Congress needs to do the right thing by putting ‘Dreamers’ on a path to citizenship.
Lawmakers need to help these ambitious young people onto a path to citizenship.
What should happen to Jesus Contreras? He’s the 23-year-old paramedic Chronicle readers met last month in a profile by reporter Olivia Tallet. When Hurricane Harvey besieged Houston, Contreras worked for six days and nights in a row without returning home as a member of the Montgomery County Hospital District’s ambulance staff.
“It was hard work, constant, barely sleeping and standing in the water for days rescuing people,” Contreras told Tallet. “But I felt I was doing what I had to do, helping families in peril, as I believe others would do for my family.”
So, what do we do with a young man like Contreras? Do we salute his compassion? Honor his courage and steadfastness? Or do we send federal immigration officers banging on his apartment door in the dark of night with orders to deport him to a land he barely remembers?
Contreras is a Dreamer, one of approximately 800,000 young people brought to this country as children by parents without documentation. As he related to Tallet, he arrived in Houston with his eyes closed, at age 6, sleeping in a bus on his mother’s lap.
They were fleeing their home in Nuevo Laredo from his nowdeceased father, who was involved in the drug world in a city overwhelmed by organized crime. What he initially thought would be a vacation with his mother and several relatives, all living in a trailer north of Houston, became a new life in America, the only life he knows.
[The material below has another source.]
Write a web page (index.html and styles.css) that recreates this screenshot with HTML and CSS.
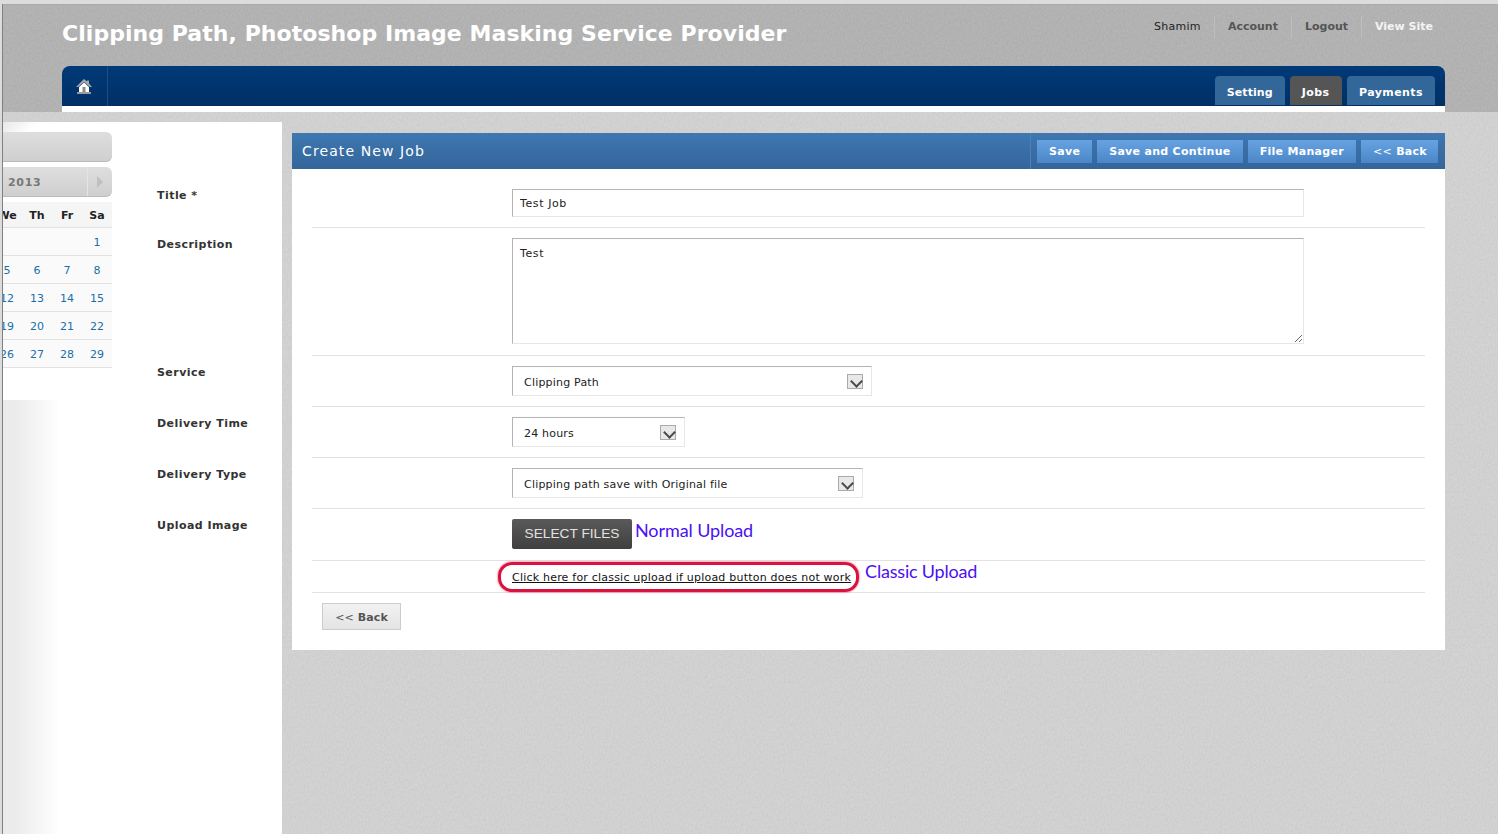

Contreras grew up here, excelled here, is building a life here. But now, he and every other Dreamer is in limbo. They’re at the mercy of dithering lawmakers who refuse to act on legislation to protect them. Despite overwhelming public support for Dreamers, despite bipartisan support in Congress, they wait, their future uncertain.
When President Donald Trump announced in September that he was canceling the Obama-era program that had protected Dreamers from deportation, he gave Congress until March 2018 to come up with a legislative solution. Every day that passes not only makes it more difficult for Dreamers to get on with their lives but also makes it easier for obstructionists in Congress to prevail.
Democrats had considered attaching DACA legislation to the year-end spending bill but ultimately decided against that approach. U.S. Sen. John Cornyn, R-Texas, and other Republicans have introduced measures that would link DACA legislation to tighter border security, including some kind of border wall. Those measures are going nowhere.
Last week, 34 House Republicans wrote to House Speaker Paul Ryan, R-Wis., endorsing what they called a “permanent legislative solution.” U.S. Rep. Carlos Curbelo, R-Fla., has introduced a bill that would set Dreamers on a 10-year path to citizenship. A Senate bill sponsored by three Republicans would create a 15-year plan.
Ryan maintains there’s no hurry; lawmakers have until March to get the issue resolved, he says. Presumably Ryan didn’t check with Jesus Contreras and his fellow Dreamers, young men and women who would like to know they can take jobs, serve in the military, enroll in school without the cloud of uncertainty hanging over their lives.
Why wait, Speaker Ryan? Why wait? With the days dwindling down it’s time to do the right thing.